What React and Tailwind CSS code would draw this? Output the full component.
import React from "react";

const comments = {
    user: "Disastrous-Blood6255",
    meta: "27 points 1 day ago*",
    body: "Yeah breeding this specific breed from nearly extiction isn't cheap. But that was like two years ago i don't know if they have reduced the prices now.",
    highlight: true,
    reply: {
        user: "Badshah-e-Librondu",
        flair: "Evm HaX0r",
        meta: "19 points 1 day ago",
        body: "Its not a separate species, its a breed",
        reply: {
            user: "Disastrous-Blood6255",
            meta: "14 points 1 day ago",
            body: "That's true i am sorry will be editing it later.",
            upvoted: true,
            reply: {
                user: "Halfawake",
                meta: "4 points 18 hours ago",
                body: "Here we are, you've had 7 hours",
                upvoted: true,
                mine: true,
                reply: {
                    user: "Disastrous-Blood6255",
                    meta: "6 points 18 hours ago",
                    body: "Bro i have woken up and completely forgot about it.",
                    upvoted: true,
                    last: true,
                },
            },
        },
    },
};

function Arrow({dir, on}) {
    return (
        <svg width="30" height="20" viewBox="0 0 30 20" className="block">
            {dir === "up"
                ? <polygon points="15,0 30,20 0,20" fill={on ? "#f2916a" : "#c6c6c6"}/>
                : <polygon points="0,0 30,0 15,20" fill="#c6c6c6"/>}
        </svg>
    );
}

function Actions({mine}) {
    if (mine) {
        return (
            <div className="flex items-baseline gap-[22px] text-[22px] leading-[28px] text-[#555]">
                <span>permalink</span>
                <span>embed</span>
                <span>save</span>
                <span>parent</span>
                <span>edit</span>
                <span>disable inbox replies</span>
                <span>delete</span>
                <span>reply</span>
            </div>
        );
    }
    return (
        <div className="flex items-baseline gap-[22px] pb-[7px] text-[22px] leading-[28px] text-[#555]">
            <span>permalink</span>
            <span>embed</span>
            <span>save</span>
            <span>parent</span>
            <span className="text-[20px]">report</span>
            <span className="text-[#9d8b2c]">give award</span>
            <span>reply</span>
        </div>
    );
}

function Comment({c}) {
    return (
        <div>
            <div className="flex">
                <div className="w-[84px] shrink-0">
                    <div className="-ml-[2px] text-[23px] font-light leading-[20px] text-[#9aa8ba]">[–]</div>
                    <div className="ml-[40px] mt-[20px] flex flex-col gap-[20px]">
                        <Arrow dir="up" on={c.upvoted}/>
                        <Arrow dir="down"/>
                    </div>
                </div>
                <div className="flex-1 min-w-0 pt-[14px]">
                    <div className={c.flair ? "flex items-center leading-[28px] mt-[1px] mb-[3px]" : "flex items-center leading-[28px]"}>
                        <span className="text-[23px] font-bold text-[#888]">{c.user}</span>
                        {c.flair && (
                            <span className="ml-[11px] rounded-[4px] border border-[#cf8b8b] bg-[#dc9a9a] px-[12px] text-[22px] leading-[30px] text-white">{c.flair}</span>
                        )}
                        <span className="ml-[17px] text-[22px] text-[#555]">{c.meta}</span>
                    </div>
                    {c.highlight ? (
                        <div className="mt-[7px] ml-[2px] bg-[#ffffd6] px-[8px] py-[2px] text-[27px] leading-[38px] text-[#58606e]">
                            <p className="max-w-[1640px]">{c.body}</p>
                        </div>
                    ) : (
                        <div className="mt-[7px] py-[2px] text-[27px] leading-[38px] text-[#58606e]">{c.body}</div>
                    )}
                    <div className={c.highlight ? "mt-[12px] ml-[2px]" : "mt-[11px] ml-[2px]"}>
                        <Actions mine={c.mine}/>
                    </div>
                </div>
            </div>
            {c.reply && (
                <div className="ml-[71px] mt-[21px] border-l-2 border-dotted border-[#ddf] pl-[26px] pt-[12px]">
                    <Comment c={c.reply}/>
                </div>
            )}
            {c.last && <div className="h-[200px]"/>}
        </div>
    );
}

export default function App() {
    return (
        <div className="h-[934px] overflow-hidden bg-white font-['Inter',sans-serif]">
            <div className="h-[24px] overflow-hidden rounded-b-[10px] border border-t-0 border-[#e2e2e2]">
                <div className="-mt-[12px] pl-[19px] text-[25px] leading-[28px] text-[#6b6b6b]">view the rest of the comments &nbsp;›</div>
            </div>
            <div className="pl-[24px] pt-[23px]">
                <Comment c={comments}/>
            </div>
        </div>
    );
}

* * *

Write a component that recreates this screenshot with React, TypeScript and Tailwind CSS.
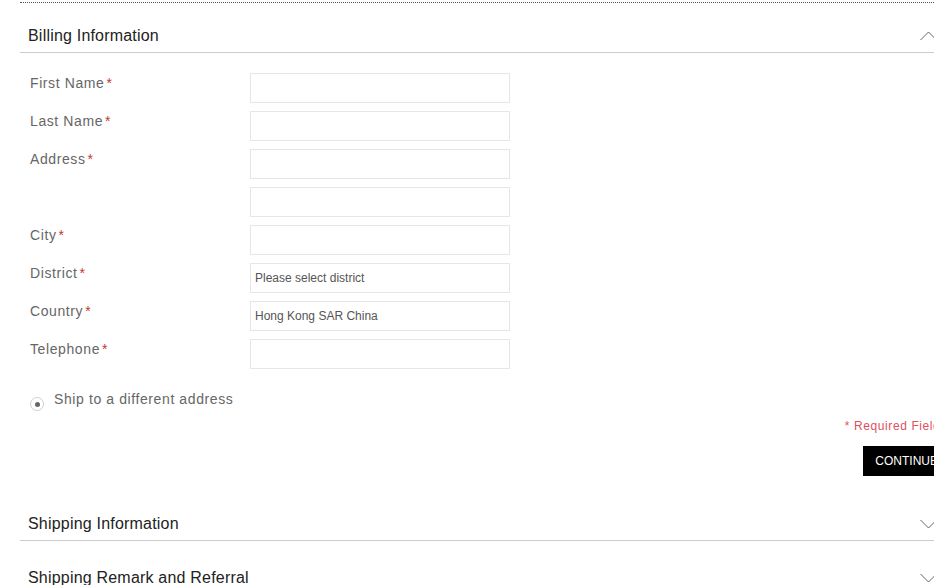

**Prompt**.
The lines from the one containing "What React and" to the one containing "import React from", both included, are to be extracted exactly; give no other line.

**Answer to this problem**.
What React and Tailwind CSS code would draw this? Output the full component.
import React from "react";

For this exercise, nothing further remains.